The values of what someone's mental age should be were never, at least on the Stanford-Binet scale, tested against a real average - thus after World War I there were reports that the mean mental age of US 21 year olds was 13. This was reported in the news as if it showed something wrong with the 21 year olds, when it showed something very wrong with the tests - by their own definition the mean mental age of 21 year olds was 21.
IQ tests were developed by eugenicists with their own racial theories, and skewed, albeit probably unconsciously, towards people of their own class, gender and race, so white, middle-class, Protestant American males still get the highest scores, because much of the test is culturally specific.
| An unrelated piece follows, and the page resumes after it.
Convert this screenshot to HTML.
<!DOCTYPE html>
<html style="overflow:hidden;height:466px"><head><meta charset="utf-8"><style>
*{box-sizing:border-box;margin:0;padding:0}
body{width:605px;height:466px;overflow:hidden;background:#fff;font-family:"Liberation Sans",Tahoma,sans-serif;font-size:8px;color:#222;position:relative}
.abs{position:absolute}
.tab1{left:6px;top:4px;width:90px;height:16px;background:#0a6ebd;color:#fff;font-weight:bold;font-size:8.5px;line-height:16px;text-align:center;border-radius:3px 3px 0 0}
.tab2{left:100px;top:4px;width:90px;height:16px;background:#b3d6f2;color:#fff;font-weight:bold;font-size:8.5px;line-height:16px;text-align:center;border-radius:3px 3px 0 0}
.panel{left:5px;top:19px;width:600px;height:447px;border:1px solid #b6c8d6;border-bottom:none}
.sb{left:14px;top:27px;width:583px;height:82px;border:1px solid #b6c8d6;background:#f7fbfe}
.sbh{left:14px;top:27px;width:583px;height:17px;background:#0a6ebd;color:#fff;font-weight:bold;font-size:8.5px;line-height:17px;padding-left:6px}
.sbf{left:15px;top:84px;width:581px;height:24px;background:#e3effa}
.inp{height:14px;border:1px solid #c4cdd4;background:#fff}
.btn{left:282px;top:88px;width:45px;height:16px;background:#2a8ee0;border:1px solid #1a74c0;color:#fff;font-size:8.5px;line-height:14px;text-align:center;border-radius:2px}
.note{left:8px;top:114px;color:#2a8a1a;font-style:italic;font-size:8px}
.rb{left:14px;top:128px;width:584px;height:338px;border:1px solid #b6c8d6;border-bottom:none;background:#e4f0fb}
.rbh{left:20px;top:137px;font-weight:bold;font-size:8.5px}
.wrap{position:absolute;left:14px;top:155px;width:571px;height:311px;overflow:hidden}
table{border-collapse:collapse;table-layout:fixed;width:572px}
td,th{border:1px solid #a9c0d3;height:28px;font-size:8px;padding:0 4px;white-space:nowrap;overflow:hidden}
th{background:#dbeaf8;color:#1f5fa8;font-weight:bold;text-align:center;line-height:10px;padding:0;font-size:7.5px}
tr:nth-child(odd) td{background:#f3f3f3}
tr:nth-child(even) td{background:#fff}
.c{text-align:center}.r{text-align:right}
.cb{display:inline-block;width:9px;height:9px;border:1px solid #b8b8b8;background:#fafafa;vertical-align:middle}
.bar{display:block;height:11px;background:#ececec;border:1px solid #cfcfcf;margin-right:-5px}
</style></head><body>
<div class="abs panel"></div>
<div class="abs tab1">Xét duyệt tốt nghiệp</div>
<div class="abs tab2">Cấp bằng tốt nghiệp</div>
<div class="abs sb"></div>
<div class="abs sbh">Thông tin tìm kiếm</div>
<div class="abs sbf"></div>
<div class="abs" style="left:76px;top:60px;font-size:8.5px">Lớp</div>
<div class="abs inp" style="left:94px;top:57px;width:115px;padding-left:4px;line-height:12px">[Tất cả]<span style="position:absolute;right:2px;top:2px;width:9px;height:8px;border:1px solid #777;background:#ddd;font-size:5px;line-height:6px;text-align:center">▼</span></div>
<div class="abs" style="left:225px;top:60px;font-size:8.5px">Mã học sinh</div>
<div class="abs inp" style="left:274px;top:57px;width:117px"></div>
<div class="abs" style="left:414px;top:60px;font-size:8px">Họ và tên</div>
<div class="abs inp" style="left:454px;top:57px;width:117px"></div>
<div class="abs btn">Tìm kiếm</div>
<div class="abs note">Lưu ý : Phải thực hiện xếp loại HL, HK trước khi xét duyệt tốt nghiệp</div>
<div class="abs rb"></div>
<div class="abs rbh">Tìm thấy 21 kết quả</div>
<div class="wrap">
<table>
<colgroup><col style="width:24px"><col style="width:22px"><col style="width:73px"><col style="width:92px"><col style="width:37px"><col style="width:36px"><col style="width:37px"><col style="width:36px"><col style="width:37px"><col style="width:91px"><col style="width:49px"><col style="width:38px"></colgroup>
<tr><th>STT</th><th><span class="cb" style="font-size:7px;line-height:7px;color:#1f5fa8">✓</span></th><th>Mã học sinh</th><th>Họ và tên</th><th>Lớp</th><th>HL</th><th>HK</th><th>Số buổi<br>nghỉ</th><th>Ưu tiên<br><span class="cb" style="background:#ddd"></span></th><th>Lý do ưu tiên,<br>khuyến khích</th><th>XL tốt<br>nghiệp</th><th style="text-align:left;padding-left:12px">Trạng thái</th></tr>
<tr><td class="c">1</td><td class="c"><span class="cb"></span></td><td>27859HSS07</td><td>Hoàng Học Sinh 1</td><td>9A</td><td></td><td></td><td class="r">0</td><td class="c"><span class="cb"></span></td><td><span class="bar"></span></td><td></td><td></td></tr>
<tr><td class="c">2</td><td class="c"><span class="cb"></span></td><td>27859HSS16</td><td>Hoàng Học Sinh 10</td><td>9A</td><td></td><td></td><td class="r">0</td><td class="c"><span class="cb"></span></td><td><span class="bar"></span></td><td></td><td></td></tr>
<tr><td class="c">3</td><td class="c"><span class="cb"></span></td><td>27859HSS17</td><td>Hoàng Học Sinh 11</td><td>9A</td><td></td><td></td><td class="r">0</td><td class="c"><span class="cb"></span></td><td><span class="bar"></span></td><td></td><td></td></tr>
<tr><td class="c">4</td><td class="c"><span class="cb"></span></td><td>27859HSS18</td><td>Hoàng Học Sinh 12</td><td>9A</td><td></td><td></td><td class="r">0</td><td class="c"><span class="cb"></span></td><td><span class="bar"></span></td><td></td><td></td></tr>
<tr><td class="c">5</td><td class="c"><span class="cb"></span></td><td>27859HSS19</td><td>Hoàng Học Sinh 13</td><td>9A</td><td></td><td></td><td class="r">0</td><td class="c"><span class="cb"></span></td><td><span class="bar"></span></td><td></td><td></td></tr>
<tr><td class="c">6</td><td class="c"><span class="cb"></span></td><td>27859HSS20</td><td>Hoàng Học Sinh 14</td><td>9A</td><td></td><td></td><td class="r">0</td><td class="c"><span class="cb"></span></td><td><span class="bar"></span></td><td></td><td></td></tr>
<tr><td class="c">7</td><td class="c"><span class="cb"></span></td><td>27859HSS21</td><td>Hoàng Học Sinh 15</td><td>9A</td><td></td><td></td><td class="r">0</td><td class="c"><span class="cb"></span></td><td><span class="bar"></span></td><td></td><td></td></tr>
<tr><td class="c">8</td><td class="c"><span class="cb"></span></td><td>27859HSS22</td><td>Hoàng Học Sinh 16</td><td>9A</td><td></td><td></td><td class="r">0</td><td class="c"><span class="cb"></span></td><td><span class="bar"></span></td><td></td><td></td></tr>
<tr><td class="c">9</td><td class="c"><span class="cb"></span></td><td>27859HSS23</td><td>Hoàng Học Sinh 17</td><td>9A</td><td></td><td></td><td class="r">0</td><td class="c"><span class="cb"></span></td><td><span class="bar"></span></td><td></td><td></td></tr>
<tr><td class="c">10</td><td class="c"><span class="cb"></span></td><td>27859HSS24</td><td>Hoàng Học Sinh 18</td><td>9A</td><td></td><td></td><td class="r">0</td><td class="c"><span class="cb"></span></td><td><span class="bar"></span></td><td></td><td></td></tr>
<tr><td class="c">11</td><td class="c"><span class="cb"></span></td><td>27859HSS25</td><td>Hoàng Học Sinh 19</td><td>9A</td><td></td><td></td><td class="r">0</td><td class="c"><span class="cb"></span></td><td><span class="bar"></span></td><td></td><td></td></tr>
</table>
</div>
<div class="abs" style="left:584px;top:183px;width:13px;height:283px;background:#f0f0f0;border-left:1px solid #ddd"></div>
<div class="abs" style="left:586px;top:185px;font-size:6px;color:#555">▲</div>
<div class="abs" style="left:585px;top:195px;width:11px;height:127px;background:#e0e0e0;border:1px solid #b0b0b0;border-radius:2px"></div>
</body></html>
This would not be a problem were it not that the Stanford-Binet test is the standard against which the others are measured.
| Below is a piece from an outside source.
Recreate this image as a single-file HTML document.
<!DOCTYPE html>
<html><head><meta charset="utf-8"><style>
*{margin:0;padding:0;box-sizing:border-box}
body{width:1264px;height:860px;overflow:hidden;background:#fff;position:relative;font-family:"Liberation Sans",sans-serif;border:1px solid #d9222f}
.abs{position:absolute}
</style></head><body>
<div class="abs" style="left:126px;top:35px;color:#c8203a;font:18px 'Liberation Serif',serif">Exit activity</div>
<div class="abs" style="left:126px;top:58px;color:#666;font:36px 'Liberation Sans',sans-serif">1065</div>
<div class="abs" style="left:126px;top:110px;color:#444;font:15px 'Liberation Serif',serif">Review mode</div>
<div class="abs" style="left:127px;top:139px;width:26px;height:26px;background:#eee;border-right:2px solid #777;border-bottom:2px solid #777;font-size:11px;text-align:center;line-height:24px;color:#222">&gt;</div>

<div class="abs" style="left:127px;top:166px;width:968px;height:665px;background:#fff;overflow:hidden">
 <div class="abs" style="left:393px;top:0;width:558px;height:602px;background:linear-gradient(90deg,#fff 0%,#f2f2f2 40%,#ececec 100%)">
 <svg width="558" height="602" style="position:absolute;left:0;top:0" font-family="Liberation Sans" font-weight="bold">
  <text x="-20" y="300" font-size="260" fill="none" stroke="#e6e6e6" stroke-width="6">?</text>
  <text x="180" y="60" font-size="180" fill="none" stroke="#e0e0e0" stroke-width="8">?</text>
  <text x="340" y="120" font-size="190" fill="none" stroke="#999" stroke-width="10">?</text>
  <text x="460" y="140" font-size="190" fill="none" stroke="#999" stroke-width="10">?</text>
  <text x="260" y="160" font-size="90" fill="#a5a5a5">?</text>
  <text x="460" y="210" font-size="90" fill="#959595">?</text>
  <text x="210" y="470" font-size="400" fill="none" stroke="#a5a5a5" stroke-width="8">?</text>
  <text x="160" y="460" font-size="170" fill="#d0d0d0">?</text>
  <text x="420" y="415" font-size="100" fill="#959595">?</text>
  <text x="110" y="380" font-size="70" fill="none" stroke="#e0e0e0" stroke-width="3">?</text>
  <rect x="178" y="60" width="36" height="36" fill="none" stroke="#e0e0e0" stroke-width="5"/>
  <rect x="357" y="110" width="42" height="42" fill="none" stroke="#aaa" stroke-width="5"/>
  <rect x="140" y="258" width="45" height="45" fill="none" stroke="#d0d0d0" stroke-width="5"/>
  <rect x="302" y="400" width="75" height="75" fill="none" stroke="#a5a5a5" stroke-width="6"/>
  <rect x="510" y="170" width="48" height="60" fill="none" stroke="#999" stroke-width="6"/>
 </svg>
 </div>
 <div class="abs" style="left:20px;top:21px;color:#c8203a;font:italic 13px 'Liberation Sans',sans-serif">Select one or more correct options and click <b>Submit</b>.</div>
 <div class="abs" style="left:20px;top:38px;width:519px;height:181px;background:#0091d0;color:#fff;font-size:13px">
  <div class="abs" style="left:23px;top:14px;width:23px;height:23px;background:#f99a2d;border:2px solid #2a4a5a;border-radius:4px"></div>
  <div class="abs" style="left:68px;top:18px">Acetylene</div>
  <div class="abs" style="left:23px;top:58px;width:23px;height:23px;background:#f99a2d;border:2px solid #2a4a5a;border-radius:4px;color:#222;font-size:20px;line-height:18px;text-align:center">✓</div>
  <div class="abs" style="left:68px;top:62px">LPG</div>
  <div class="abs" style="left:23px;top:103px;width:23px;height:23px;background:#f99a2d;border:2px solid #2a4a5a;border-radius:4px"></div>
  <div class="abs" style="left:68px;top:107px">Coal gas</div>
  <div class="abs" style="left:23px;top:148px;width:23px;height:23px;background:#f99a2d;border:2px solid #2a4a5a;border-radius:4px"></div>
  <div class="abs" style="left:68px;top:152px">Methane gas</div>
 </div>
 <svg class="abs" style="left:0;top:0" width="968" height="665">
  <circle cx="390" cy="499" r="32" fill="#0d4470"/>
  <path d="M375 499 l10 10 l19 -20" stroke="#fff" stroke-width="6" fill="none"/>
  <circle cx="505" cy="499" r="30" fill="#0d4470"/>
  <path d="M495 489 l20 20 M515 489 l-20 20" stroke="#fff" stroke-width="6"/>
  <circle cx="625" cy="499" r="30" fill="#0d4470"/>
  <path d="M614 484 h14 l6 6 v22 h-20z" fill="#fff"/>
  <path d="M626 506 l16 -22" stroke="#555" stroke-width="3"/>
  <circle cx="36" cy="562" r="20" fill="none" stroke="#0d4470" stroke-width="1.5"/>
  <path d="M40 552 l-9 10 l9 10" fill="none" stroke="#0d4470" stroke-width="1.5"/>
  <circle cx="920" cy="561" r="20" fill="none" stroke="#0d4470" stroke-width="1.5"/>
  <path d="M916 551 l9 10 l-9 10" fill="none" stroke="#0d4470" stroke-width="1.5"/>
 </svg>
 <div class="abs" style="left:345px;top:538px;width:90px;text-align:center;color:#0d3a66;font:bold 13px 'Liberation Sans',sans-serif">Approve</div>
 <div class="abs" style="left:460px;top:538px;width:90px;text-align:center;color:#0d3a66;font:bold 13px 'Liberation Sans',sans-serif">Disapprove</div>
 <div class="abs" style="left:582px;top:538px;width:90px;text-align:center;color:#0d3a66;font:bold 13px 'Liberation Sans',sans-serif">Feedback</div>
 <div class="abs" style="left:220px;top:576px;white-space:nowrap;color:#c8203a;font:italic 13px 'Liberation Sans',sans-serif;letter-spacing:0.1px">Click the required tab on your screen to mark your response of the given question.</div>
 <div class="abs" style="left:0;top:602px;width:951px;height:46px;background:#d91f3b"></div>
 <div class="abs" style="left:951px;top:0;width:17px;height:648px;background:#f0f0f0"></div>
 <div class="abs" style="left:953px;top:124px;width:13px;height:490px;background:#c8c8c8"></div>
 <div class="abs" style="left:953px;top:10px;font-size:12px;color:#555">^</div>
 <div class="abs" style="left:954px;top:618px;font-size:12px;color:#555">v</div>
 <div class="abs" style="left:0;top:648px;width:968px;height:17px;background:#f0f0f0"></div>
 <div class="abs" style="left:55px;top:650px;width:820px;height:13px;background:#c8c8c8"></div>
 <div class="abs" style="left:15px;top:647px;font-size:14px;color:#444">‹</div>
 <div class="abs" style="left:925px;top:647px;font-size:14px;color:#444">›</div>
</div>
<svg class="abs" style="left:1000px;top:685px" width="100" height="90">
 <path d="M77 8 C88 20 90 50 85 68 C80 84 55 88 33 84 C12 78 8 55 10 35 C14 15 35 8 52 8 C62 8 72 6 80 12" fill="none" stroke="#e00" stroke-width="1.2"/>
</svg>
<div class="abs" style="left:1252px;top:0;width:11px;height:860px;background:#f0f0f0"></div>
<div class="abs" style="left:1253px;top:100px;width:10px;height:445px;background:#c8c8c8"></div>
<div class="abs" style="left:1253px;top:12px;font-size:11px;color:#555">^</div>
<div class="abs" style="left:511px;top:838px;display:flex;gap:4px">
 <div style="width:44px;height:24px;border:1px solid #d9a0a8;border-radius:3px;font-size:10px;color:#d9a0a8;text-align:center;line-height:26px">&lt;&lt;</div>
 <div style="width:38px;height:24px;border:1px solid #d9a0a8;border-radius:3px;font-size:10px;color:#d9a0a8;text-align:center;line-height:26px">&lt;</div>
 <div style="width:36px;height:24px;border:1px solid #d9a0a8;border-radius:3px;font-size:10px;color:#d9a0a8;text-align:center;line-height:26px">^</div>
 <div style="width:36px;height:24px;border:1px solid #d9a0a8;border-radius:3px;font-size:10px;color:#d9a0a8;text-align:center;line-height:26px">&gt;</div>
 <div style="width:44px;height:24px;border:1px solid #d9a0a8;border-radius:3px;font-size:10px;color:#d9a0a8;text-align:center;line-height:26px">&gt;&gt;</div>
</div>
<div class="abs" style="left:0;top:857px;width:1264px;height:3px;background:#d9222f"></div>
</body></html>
The whole notion of an IQ test is fundamentally flawed - 'Intelligence' is defined as 'what this test measures' and then in classic circular reasoning this is used as a proof that the test measures intelligence.
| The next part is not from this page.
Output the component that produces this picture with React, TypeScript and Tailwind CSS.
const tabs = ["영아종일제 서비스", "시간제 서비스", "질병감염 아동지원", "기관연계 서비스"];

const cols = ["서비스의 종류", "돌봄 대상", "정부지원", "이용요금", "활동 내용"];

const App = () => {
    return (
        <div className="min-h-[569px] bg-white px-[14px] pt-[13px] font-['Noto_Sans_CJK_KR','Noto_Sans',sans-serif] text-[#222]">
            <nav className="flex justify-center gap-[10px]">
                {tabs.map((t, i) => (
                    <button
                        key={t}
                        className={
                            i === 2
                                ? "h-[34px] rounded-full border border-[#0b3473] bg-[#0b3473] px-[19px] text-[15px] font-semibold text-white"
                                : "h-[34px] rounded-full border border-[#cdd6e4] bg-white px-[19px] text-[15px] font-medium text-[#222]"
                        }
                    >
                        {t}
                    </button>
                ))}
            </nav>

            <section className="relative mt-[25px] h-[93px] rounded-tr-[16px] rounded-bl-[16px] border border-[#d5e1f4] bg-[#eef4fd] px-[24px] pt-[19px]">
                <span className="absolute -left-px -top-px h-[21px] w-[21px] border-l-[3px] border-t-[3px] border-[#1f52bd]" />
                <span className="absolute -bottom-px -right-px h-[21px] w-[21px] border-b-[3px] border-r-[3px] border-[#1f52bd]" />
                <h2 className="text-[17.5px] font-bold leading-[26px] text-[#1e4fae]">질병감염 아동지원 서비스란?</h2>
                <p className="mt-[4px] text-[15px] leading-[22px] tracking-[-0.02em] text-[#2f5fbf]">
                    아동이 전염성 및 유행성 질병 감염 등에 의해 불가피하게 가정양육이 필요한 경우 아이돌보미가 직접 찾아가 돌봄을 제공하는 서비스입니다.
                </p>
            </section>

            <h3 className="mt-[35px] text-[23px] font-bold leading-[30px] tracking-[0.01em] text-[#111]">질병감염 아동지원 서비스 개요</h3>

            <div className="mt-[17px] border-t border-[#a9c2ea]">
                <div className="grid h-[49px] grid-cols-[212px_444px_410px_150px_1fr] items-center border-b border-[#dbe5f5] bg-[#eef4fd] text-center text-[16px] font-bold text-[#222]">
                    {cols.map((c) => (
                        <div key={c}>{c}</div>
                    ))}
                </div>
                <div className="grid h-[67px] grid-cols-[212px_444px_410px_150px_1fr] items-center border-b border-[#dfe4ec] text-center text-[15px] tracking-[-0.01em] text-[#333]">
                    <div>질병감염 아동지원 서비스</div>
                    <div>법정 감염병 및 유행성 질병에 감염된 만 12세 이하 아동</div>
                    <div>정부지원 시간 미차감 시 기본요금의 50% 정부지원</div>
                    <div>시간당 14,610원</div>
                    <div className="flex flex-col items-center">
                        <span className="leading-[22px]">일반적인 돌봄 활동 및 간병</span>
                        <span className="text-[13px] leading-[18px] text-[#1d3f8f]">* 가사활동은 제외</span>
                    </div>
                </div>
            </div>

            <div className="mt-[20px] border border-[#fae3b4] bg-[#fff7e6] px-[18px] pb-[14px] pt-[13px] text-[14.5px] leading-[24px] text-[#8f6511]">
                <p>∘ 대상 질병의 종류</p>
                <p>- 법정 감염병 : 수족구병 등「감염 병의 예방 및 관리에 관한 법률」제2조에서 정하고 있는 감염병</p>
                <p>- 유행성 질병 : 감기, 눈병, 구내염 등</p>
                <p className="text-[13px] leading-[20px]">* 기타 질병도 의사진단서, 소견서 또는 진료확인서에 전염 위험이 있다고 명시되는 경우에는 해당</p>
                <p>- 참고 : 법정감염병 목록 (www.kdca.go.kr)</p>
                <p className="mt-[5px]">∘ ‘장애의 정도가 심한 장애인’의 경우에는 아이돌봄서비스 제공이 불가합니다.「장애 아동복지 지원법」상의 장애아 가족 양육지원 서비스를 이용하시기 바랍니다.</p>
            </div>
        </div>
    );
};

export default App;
Is Sharon Stone (a member of Mensa) really more intelligent than Richard P. Feynman (IQ measured at 125)?
(some information taken from Stephen Jay Gould's The Mismeasure Of Man
This was updated on 6 March 04 in response to a reply that was nuked even before I'd finished the update. The following is an expansion of my original points, in response to a w/u by a newbie who shall remain nameless
The body mass index is different because it measures something that can be objectively pointed to in the physical world - the relation of body mass to height and build. It is not measuring an undefined, indefinable abstract, but distinct, objectively existing physical properties of an object (in this case, the human body).
Almost any test taken by human beings will provide a normally distributed set of results - that's why it's called a 'normal distribution' , because it is what we would expect any distribution of a random variable to look like. If I were to create a test which tested people's knowledge of the Beach Boys, and test a large enough sample of the population, the result would be a normal curve. Does that mean I'm more intelligent than you because I know Brian Wilson's middle name and the name of Al Jardine's first wife (after all, it must measure intelligence - it's normally distributed!) ? Or does it mean that on any test some people will do well, and some will fail?
If a high IQ is a measure of intelligence, as you claim, then why do you not back up your claim to be in the top 0.000001% of the population with some of the amazingly intelligent things you've done? After all, given that that would mean that you are one of the 60 most intelligent people in the world, you should surely have at least revolutionised physics, cured cancer, discovered some revolutionary new mathematical proof, or at the very least read Everything University and learned how to format text and add links before posting.
Or could it be that you have never done any of these things, and like the majority of people I know who brag about their IQs are a social failure who desperately wants to feel superior to those around him (they're always a 'him') and latches on to the ability to complete a meaningless test as a proof of superiority (see 99% of Mensa members for details of this).
For the record, my own IQ tests at between 170 and 200, depending on factors such as tiredness, which particular version of the test I'm taking and so on, with a median of around 185. It's not through jealousy that I don't accept IQ test results - I would be very happy if despite the massive evidence to the contrary I was vastly more intelligent than the general populace - but because they are simply bad pseudo-science, (and not even the fun kind James Randi gets angry about), and because this pseudo-science actually leads to people's lives getting damaged.
Oh, and if I say I've read a book, I've read the book.